#### Stated problem
What is the number of lines containing the word "styles"? Give that number alone.

#### Collected data
--- begin ---

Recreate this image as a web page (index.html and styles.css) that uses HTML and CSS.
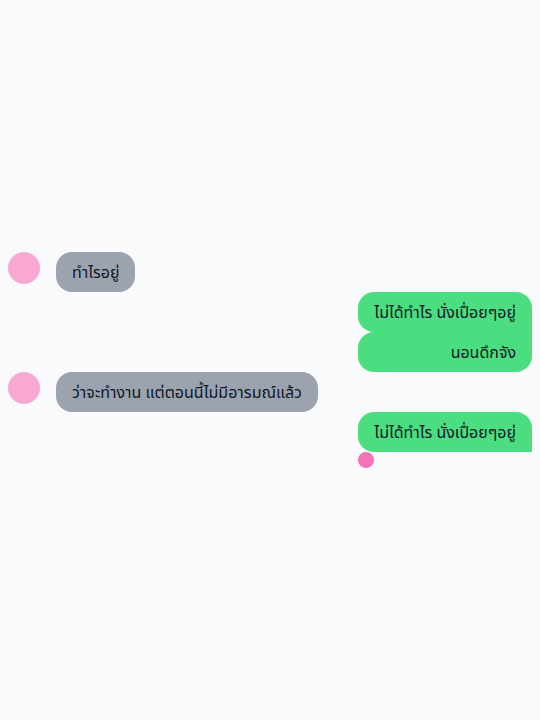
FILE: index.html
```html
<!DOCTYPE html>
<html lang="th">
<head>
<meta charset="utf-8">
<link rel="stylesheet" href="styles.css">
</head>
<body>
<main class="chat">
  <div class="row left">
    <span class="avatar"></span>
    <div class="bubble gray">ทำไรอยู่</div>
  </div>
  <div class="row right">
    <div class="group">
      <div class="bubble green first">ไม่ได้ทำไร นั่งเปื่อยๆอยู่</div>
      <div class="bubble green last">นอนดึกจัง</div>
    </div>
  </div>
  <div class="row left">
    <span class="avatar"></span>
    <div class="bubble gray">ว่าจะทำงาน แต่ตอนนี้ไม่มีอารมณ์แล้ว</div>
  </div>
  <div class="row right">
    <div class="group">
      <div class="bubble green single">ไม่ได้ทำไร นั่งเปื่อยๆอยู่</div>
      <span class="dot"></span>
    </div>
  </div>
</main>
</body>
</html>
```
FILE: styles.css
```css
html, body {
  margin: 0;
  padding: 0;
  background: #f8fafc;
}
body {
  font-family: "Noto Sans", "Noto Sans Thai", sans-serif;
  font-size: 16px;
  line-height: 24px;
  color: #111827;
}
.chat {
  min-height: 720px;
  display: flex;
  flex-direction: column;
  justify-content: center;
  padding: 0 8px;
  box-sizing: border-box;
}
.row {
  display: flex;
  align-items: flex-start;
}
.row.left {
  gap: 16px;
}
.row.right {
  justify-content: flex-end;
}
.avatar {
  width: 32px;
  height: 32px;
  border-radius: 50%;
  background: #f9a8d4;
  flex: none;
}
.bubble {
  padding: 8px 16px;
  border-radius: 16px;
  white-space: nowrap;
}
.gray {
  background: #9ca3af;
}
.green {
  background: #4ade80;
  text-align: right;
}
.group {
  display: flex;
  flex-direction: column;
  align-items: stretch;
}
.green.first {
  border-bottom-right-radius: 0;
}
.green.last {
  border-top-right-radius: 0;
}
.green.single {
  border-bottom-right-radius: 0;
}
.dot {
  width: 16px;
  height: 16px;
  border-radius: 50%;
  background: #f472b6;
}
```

--- end ---

#### Answer to the task
3